ALL travellers to Spain MUST complete an on-line form before they travel. You will be issued with a QR code which you will need to show at your arrival port or airport.

You must complete this form before you intend to travel.

You can complete the on-line form by clicking here.

UPDATE June 28 2021 - All travellers must now show either proof of two vaccinations or a negative PCR test to enter Spain


If you are returning to the UK and your pre-departure test is positive

UPDATE July 16 2021 - UK nationals planning to return to the UK who test positive 72hrs before return.

Click here for information if you test positive


Important immigration information for British nationals

Now that the UK has left the EU the arrangements for entering Spain have changed. This is a summary of the law - at the moment this is not necessarily being enforced rigorously, but it can be at any time and so you should ensure you meet the requirements at all times to avoid the possibility of being refused entry.


Entry visa

At the moment an entry visa is not required, however a new on-line system similar to the US entry visa system will be in operation across the EU within the next 18 months. However you must ensure that your passport has at least six months validity, and you might be asked to prove that you satisfy the entry requirements detailed below which support the current visa waiver scheme.

For the latest information you should consult the UK Government website. Click here to be taken to the Spain section.

Immigration channels

When you arrive at the Spanish border, you may no longer use the EU channel. Your passport may be inspected, and is likely to be scanned. This records the date of entry. Remember that you may only stay in Spain (or any EU state) for a maximum of 90 days in any 180 day period. Your passport will also be scanned on exit and any discrepancy will show up.

Other requirements

You may be asked to show all or some of the following:

  • Your return ticket to your place of origin, OR an onward ticket to another country.
  • Your accommodation details - such as your holiday rental contract, a hotel confirmation, or if you are visiting your own property some proof of ownership.
  • You may be asked to demonstrate that you have sufficient funds to cover the duration of your stay.
  • You may be asked to show that you have the minimum health insurance valid for your stay.

If you are a group of individuals who have booked to stay in a property and you are not travelling together, then each person should carry a copy of the accommodation/holiday confirmation document.

Important note regarding family members or friends who may be travelling to stay in your property.

If you allow friends or family members (non-EU nationals) to stay in your property then the following must apply.

  • If you are resident in Spain, and therefor living in the property you must apply for and issue a formal invitation, carta de invitación, this takes the place of the hotel or holiday confirmation document.
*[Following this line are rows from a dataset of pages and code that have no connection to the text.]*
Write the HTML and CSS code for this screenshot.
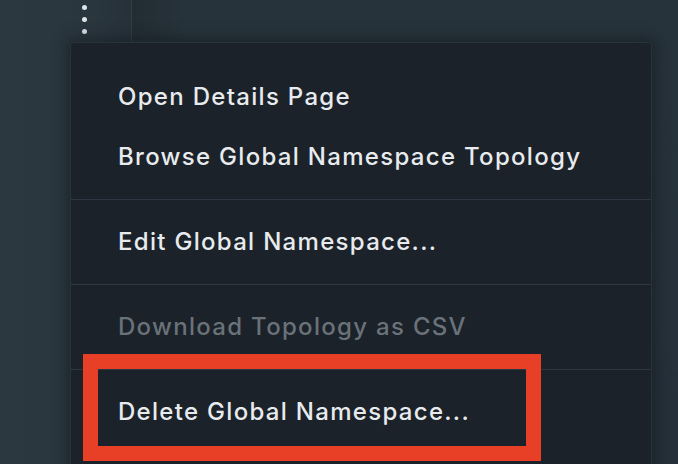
FILE: index.html
```html
<!DOCTYPE html>
<html>
<head>
<meta charset="utf-8">
<link rel="stylesheet" href="styles.css">
</head>
<body>
<div class="page">
  <div class="side">
    <div class="kebab"><span></span><span></span><span></span></div>
  </div>
  <div class="main">
    <div class="topbar"></div>
  </div>
</div>
<div class="menu">
  <div class="section first">
    <div class="item">Open Details Page</div>
    <div class="item">Browse Global Namespace Topology</div>
  </div>
  <div class="section">
    <div class="item">Edit Global Namespace...</div>
  </div>
  <div class="section">
    <div class="item disabled">Download Topology as CSV</div>
  </div>
  <div class="section">
    <div class="item">Delete Global Namespace...</div>
  </div>
</div>
<div class="highlight"></div>
</body>
</html>
```
FILE: styles.css
```css
html, body {
  margin: 0;
  padding: 0;
  width: 678px;
  height: 464px;
  overflow: hidden;
  background: #27323a;
  font-family: "Inter", "Noto Sans", sans-serif;
}
.page {
  display: flex;
  height: 464px;
}
.side {
  width: 131px;
  background: linear-gradient(90deg, #2c3840 0%, #2a363e 70%, #26313a 100%);
  border-right: 1px solid #323e47;
  position: relative;
}
.kebab {
  display: flex;
  flex-direction: column;
  align-items: center;
  gap: 7px;
  width: 6px;
  margin: 5px 0 0 81px;
}
.kebab span {
  width: 5px;
  height: 5px;
  border-radius: 50%;
  background: #dfe4e8;
}
.main {
  flex: 1;
  background: linear-gradient(180deg, #27333b 0%, #25303a 100%);
}
.topbar {
  height: 40px;
  background: linear-gradient(90deg, #222c33 0%, #27333b 10%, #27333b 100%);
}
.menu {
  position: absolute;
  left: 70px;
  top: 42px;
  width: 582px;
  height: 440px;
  background: #1c2229;
  border: 1px solid #27323a;
  border-radius: 4px;
  box-shadow: 0 0 14px 4px rgba(18, 24, 30, 0.55);
  padding-top: 12px;
  box-sizing: border-box;
}
.section {
  padding: 12px 0;
  border-top: 1px solid #2b3741;
}
.section.first {
  border-top: none;
}
.item {
  height: 60px;
  line-height: 60px;
  padding-left: 47px;
  font-size: 24px;
  font-weight: 500;
  letter-spacing: 1.3px;
  color: #e8ebee;
  white-space: nowrap;
}
.item.disabled {
  color: #6a7279;
}
.highlight {
  position: absolute;
  left: 83px;
  top: 354px;
  width: 428px;
  height: 77px;
  border: 15px solid #e83f27;
}
```
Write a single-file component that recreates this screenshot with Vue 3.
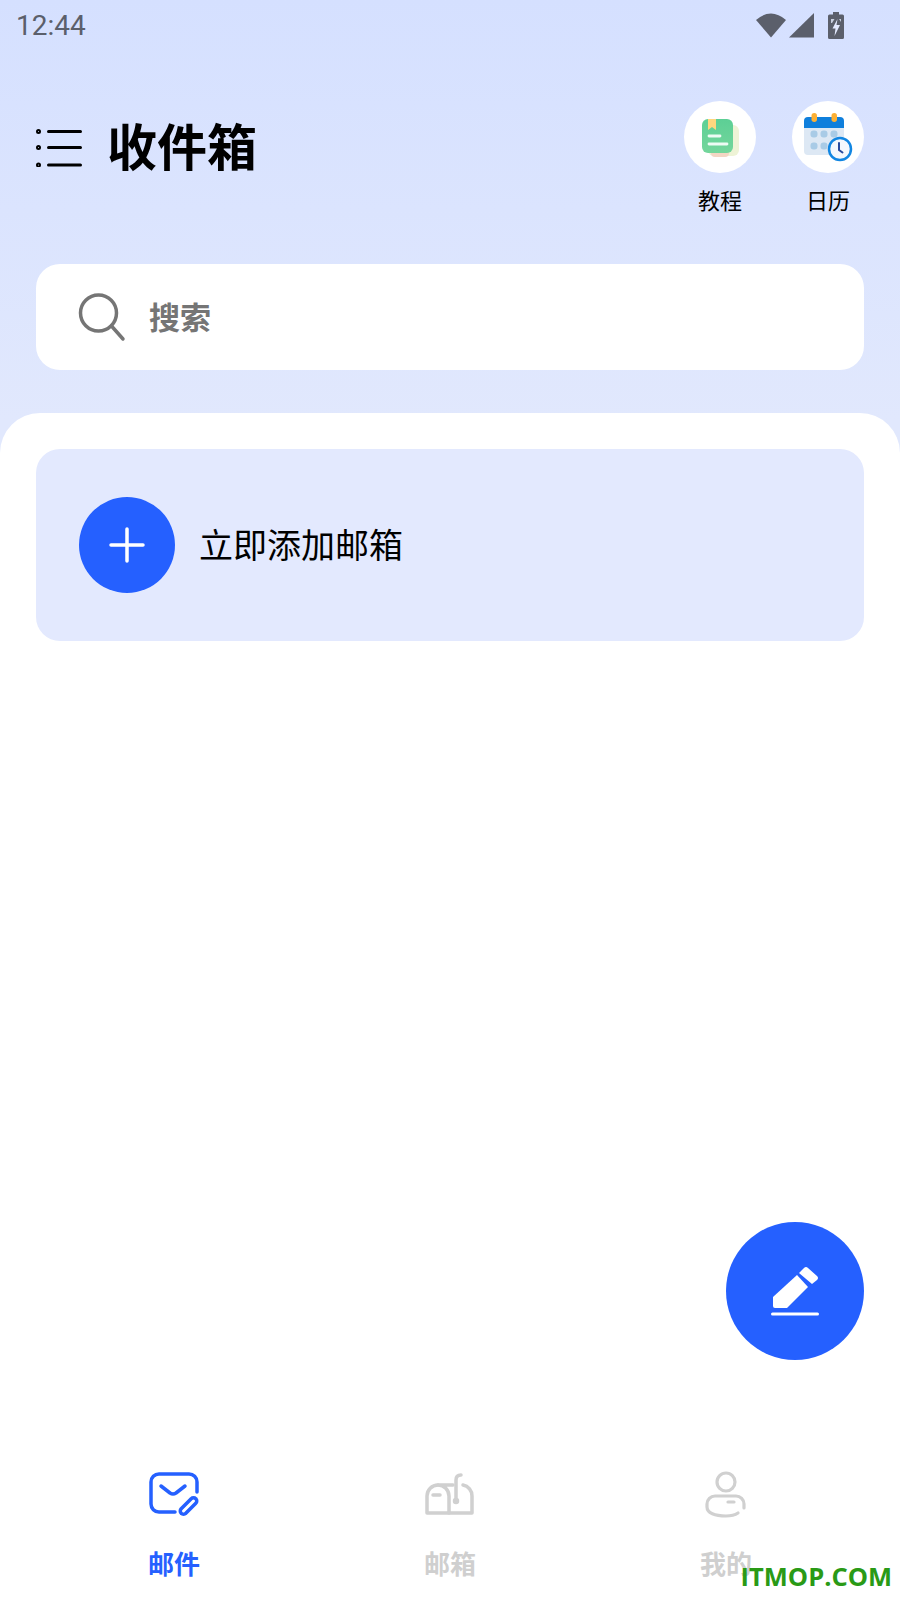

Without it your guests may be refused entry.
  • If friends or family are travelling independently of you and are going to stay in your property then the law says that they must have a valid holiday contract. This of course then means that the property must hold a valid tourism license, and your guests will have to complete the police registration formalities. The law here is very clear that a rent must be charged. Of course you can decide to offer a considerable discount and charge a nominal amount, but the important thing is that guests have a valid holiday contract which will grant them entry into Spain. Get in touch with us as we can offer you a 'friends package' where we can arrange police registration and also issue a formal holiday contract.
  • The carta de invitación is an official document. A handwritten or unofficial note will not be accepted. The official document is available on request at your local police station.

This may all sound a bit draconian at first read, but this law applies to all non-EU nationals.

Note these are general entry requirements and these may vary depending on how you enter Spain.

If you enter Spain overland then the requirements may differ, for example a requirement to show a return ticket may not apply, but you might have to show how you intend to leave Spain at the end of your stay. In the same way if you are planning a multi-centre visit you will only normally be required to show the address of the first place you intend to stay. More detailed advice on these types of trips can be found on the UK government website.

And finally...

Don't forget that when you return to the UK customs and duty free allowances have also changed. You will see up to date information about what you may take back into the UK at departure airports.